I think women still being expected to carry more of the weight at home is the norm. Romney stated he attempted to accomodate his employees in that regard. He stated that he used his ‘binder full of women’ to find women to fill high level state jobs – he practiced affirmative action. He recognized the lack of a network to bring in women.
In discussion with other bloggers I’ve read this reaction: “anybody who accepts those roles, and that norm, is sexist”. I think I agree here also, if by accept one means: I acknowledge and SUPPORT the way things are.
But I’m not sure accepting something is tantamount to supporting it, that is thinking it’s a good thing. Accepting can be more resignation to its existence. If I support orphanages, that doesn’t mean I support making children homeless, but I’m resigned to the fact that it and happens, and accept means to provide for orphans.

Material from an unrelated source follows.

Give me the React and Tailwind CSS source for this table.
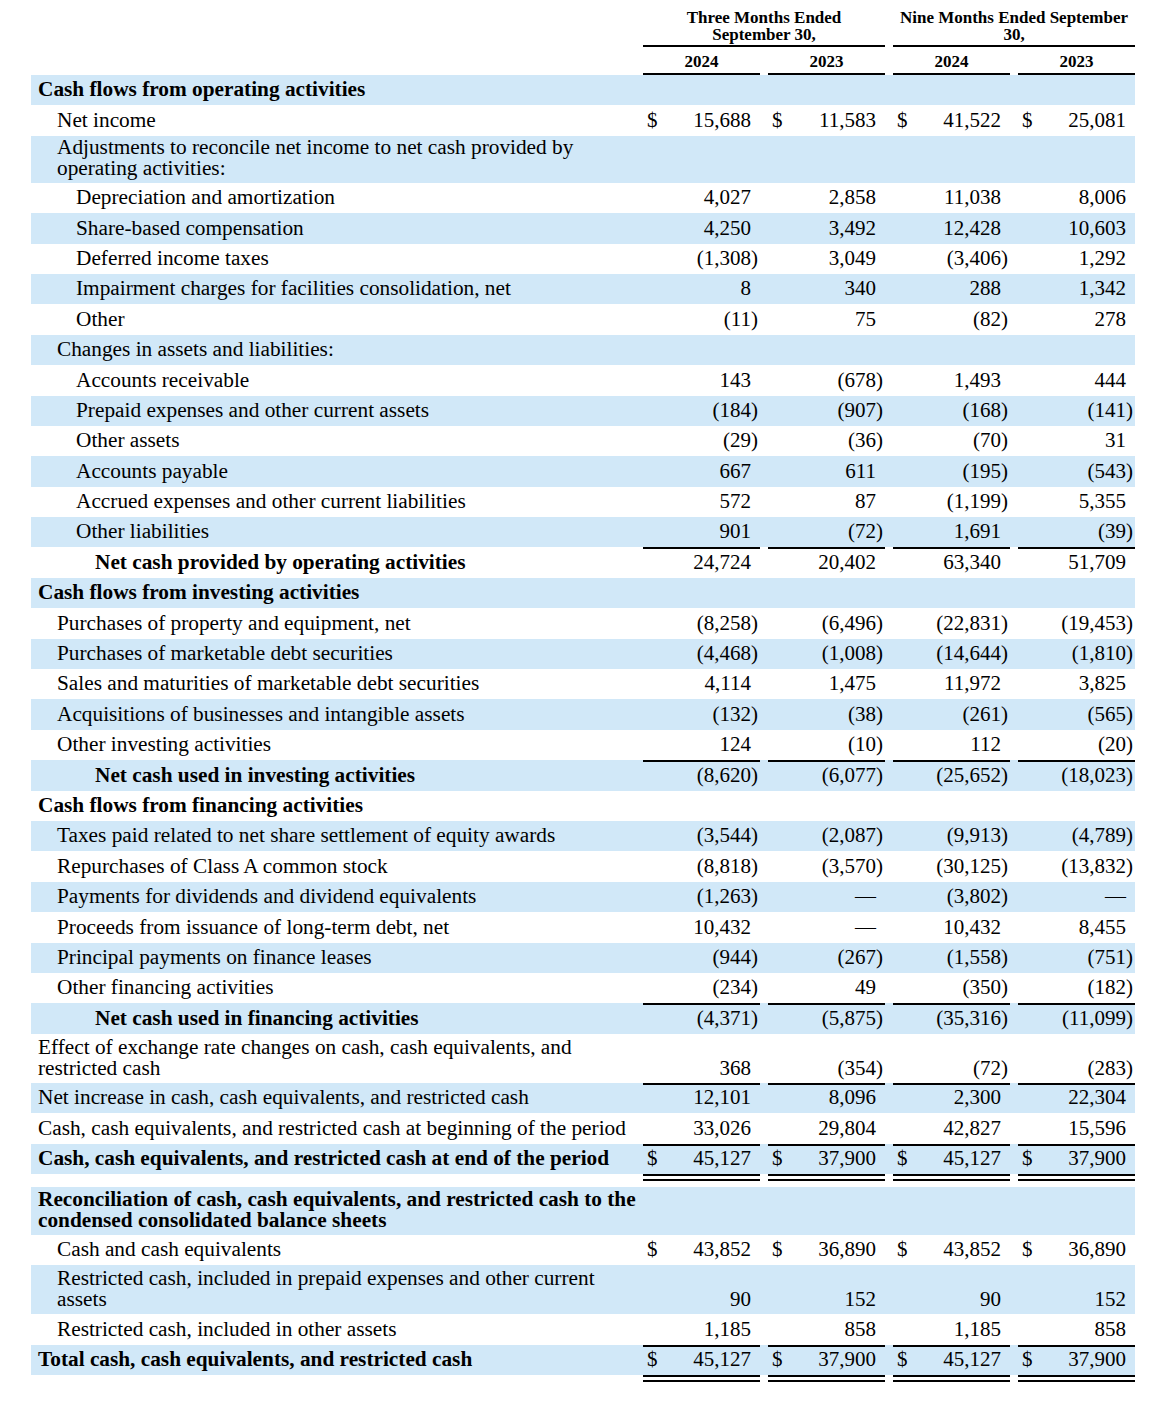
import React from 'react';

const GRID = 'grid grid-cols-[604px_117px_117px_117px_117px] gap-x-[8px]';

const INDENT = ['pl-[7px]', 'pl-[26px]', 'pl-[45px]', 'pl-[64px]'];

const mainRows = [
  { label: 'Cash flows from operating activities', bold: true, indent: 0 },
  { label: 'Net income', indent: 1, dollar: true, vals: ['15,688', '11,583', '41,522', '25,081'] },
  { label: ['Adjustments to reconcile net income to net cash provided by', 'operating activities:'], indent: 1, h: 'h-[47px]' },
  { label: 'Depreciation and amortization', indent: 2, vals: ['4,027', '2,858', '11,038', '8,006'] },
  { label: 'Share-based compensation', indent: 2, vals: ['4,250', '3,492', '12,428', '10,603'] },
  { label: 'Deferred income taxes', indent: 2, vals: ['(1,308)', '3,049', '(3,406)', '1,292'] },
  { label: 'Impairment charges for facilities consolidation, net', indent: 2, vals: ['8', '340', '288', '1,342'] },
  { label: 'Other', indent: 2, vals: ['(11)', '75', '(82)', '278'] },
  { label: 'Changes in assets and liabilities:', indent: 1 },
  { label: 'Accounts receivable', indent: 2, vals: ['143', '(678)', '1,493', '444'] },
  { label: 'Prepaid expenses and other current assets', indent: 2, vals: ['(184)', '(907)', '(168)', '(141)'] },
  { label: 'Other assets', indent: 2, vals: ['(29)', '(36)', '(70)', '31'] },
  { label: 'Accounts payable', indent: 2, vals: ['667', '611', '(195)', '(543)'] },
  { label: 'Accrued expenses and other current liabilities', indent: 2, vals: ['572', '87', '(1,199)', '5,355'] },
  { label: 'Other liabilities', indent: 2, vals: ['901', '(72)', '1,691', '(39)'] },
  { label: 'Net cash provided by operating activities', bold: true, indent: 3, top: true, vals: ['24,724', '20,402', '63,340', '51,709'] },
  { label: 'Cash flows from investing activities', bold: true, indent: 0 },
  { label: 'Purchases of property and equipment, net', indent: 1, vals: ['(8,258)', '(6,496)', '(22,831)', '(19,453)'] },
  { label: 'Purchases of marketable debt securities', indent: 1, vals: ['(4,468)', '(1,008)', '(14,644)', '(1,810)'] },
  { label: 'Sales and maturities of marketable debt securities', indent: 1, vals: ['4,114', '1,475', '11,972', '3,825'] },
  { label: 'Acquisitions of businesses and intangible assets', indent: 1, vals: ['(132)', '(38)', '(261)', '(565)'] },
  { label: 'Other investing activities', indent: 1, vals: ['124', '(10)', '112', '(20)'] },
  { label: 'Net cash used in investing activities', bold: true, indent: 3, top: true, vals: ['(8,620)', '(6,077)', '(25,652)', '(18,023)'] },
  { label: 'Cash flows from financing activities', bold: true, indent: 0 },
  { label: 'Taxes paid related to net share settlement of equity awards', indent: 1, vals: ['(3,544)', '(2,087)', '(9,913)', '(4,789)'] },
  { label: 'Repurchases of Class A common stock', indent: 1, vals: ['(8,818)', '(3,570)', '(30,125)', '(13,832)'] },
  { label: 'Payments for dividends and dividend equivalents', indent: 1, vals: ['(1,263)', '—', '(3,802)', '—'] },
  { label: 'Proceeds from issuance of long-term debt, net', indent: 1, vals: ['10,432', '—', '10,432', '8,455'] },
  { label: 'Principal payments on finance leases', indent: 1, vals: ['(944)', '(267)', '(1,558)', '(751)'] },
  { label: 'Other financing activities', indent: 1, vals: ['(234)', '49', '(350)', '(182)'] },
  { label: 'Net cash used in financing activities', bold: true, indent: 3, top: true, vals: ['(4,371)', '(5,875)', '(35,316)', '(11,099)'] },
  { label: ['Effect of exchange rate changes on cash, cash equivalents, and', 'restricted cash'], indent: 0, h: 'h-[49px]', vals: ['368', '(354)', '(72)', '(283)'] },
  { label: 'Net increase in cash, cash equivalents, and restricted cash', indent: 0, top: true, vals: ['12,101', '8,096', '2,300', '22,304'] },
  { label: 'Cash, cash equivalents, and restricted cash at beginning of the period', indent: 0, vals: ['33,026', '29,804', '42,827', '15,596'] },
  { label: 'Cash, cash equivalents, and restricted cash at end of the period', bold: true, indent: 0, top: true, double: true, dollar: true, vals: ['45,127', '37,900', '45,127', '37,900'] },
];

const reconRows = [
  { label: ['Reconciliation of cash, cash equivalents, and restricted cash to the', 'condensed consolidated balance sheets'], bold: true, indent: 0, h: 'h-[48px]' },
  { label: 'Cash and cash equivalents', indent: 1, dollar: true, vals: ['43,852', '36,890', '43,852', '36,890'] },
  { label: ['Restricted cash, included in prepaid expenses and other current', 'assets'], indent: 1, h: 'h-[49px]', vals: ['90', '152', '90', '152'] },
  { label: 'Restricted cash, included in other assets', indent: 1, vals: ['1,185', '858', '1,185', '858'] },
  { label: 'Total cash, cash equivalents, and restricted cash', bold: true, indent: 0, top: true, double: true, dollar: true, vals: ['45,127', '37,900', '45,127', '37,900'] },
];

function Amount({ value, dollar, top, pb }) {
  const neg = value.endsWith(')');
  const num = neg ? value.slice(0, -1) : value;
  return (
    <div className={`flex items-end pl-[4px] ${pb} ${top ? 'border-t-2 border-black' : ''}`}>
      <span className="w-[12px]">{dollar ? '$' : ''}</span>
      <span className="flex-1 text-right">{num}</span>
      <span className="w-[9px]">{neg ? ')' : ''}</span>
    </div>
  );
}

function Row({ row, blue }) {
  const lines = Array.isArray(row.label) ? row.label : [row.label];
  const tall = lines.length > 1;
  const pb = tall ? 'pb-[4px]' : 'pb-[5px]';
  return (
    <div>
      <div className={`${GRID} ${row.h || 'h-[30.4px]'} ${blue ? 'bg-[#d1e8f8]' : ''}`}>
        <div className={`flex flex-col justify-end text-[21.3px] ${pb} ${INDENT[row.indent]} ${row.bold ? 'font-bold' : ''}`}>
          {lines.map(l => (
            <span key={l} className="whitespace-nowrap">{l}</span>
          ))}
        </div>
        {row.vals
          ? row.vals.map((v, i) => <Amount key={i} value={v} dollar={row.dollar} top={row.top} pb={pb} />)
          : null}
      </div>
      {row.double && (
        <div className={GRID}>
          <div />
          {[0, 1, 2, 3].map(i => (
            <div key={i} className="h-[7px] border-y-2 border-black" />
          ))}
        </div>
      )}
    </div>
  );
}

export default function App() {
  return (
    <div className="w-[1172px] min-h-[1401px] bg-white text-black font-['Liberation_Serif','Times_New_Roman',serif] text-[21px] leading-[21px]">
      <div className="ml-[31px] w-[1104px]">
        {/* HEADER */}
        <div className={`${GRID} text-[17px] leading-[17px] font-bold`}>
          <div />
          <div className="col-span-2 text-center pt-[9px] pb-[2px] border-b-2 border-black">
            <div>Three Months Ended</div>
            <div>September 30,</div>
          </div>
          <div className="col-span-2 text-center pt-[9px] pb-[2px] border-b-2 border-black">
            <div>Nine Months Ended September</div>
            <div>30,</div>
          </div>
        </div>
        <div className={`${GRID} text-[17px] leading-[17px] font-bold`}>
          <div />
          {['2024', '2023', '2024', '2023'].map((y, i) => (
            <div key={i} className="text-center pt-[6px] pb-[3px] border-b-2 border-black">{y}</div>
          ))}
        </div>

        {/* CASH FLOWS */}
        {mainRows.map((r, i) => (
          <Row key={i} row={r} blue={i % 2 === 0} />
        ))}

        {/* RECONCILIATION */}
        <div className="mt-[6px]">
          {reconRows.map((r, i) => (
            <Row key={i} row={r} blue={i % 2 === 0} />
          ))}
        </div>
      </div>
    </div>
  );
}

But I think the reaction to what Mr. Romney said in the debate on bring women into and accommodating them there is a non-sequitor. If a liberal Democrat made the same remark, I don’t think it would have been received the same way. To take Romney’s remarks on flexible schedules and in effect affirmative action as proof he’s a sexist, I think you had to assume that before watching the debate. Perhaps Mr. Romney does thing women’s place in the home to a large degree, but you can’t really infer that from his remarks in the debate alone.